Esta distorção pode ser resolvida de duas formas. Uma solução seria permitir que a pessoa física seja considerada contribuinte somente nesta operação, recuperando o crédito do imposto pago originalmente, mas sendo sujeita ao IVA na venda. Desta forma, a empresa adquirente poderá tomar o crédito. Trata-se de tributar para garantir a transmissão do crédito na cadeia produtiva em direção ao consumo.

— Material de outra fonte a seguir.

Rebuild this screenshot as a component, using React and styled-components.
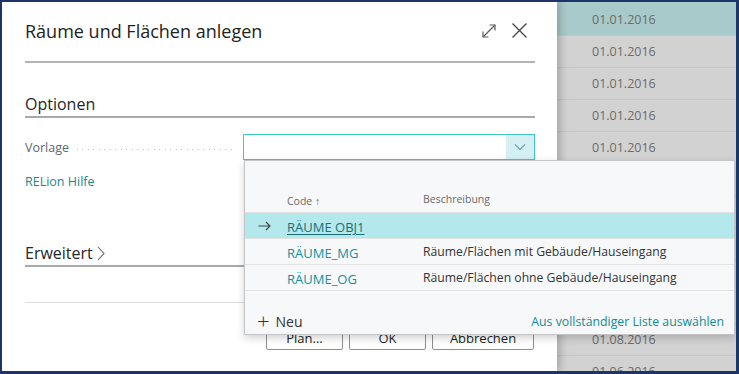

Outra possibilidade seria aplicar a alíquota zero na venda de imóveis residenciais novos. Devemos ressaltar que na terminologia do IVA, ao contrário da isenção, a alíquota zero permite que o construtor recupere todo o imposto pago na compra dos insumos, inclusive em dinheiro. Desta forma, na prática, a construção de residências não seria tributada, pois o construtor não paga IVA na venda e recupera todo o imposto pago nos insumos. No nosso exemplo, a venda do imóvel residencial à empresa construtora não carregaria o custo do imposto e, portanto, não teria impacto na decisão de construir um imóvel comercial novo ou transformar o imóvel residencial em comercial.
Esta última solução, alíquota zero sobre imóveis residências, tem impacto distributivo e arrecadatório. Distributivo, porque as pessoas de alta renda também vão poder comprar imóveis sem incidência do IVA, e arrecadatório, pois o valor que deixará de ser arrecadado seria significativo. Do ponto de vista alocativo, também teríamos um desvio, pois teríamos uma preferência do consumidor em adquirir imóveis, visto que ficariam mais baratos (25%, se esta fosse a alíquota escolhida) em relação aos demais produtos.
As escolhas entre isenção, alíquota zero ou outras alternativas não mencionadas neste texto, devem levar em conta alguns fatores. Além dos aspectos arrecadatórios, distributivos e alocativo, a viabilidade da administração tributária pôr em prática e controlar um destes formatos também deve ser considerada.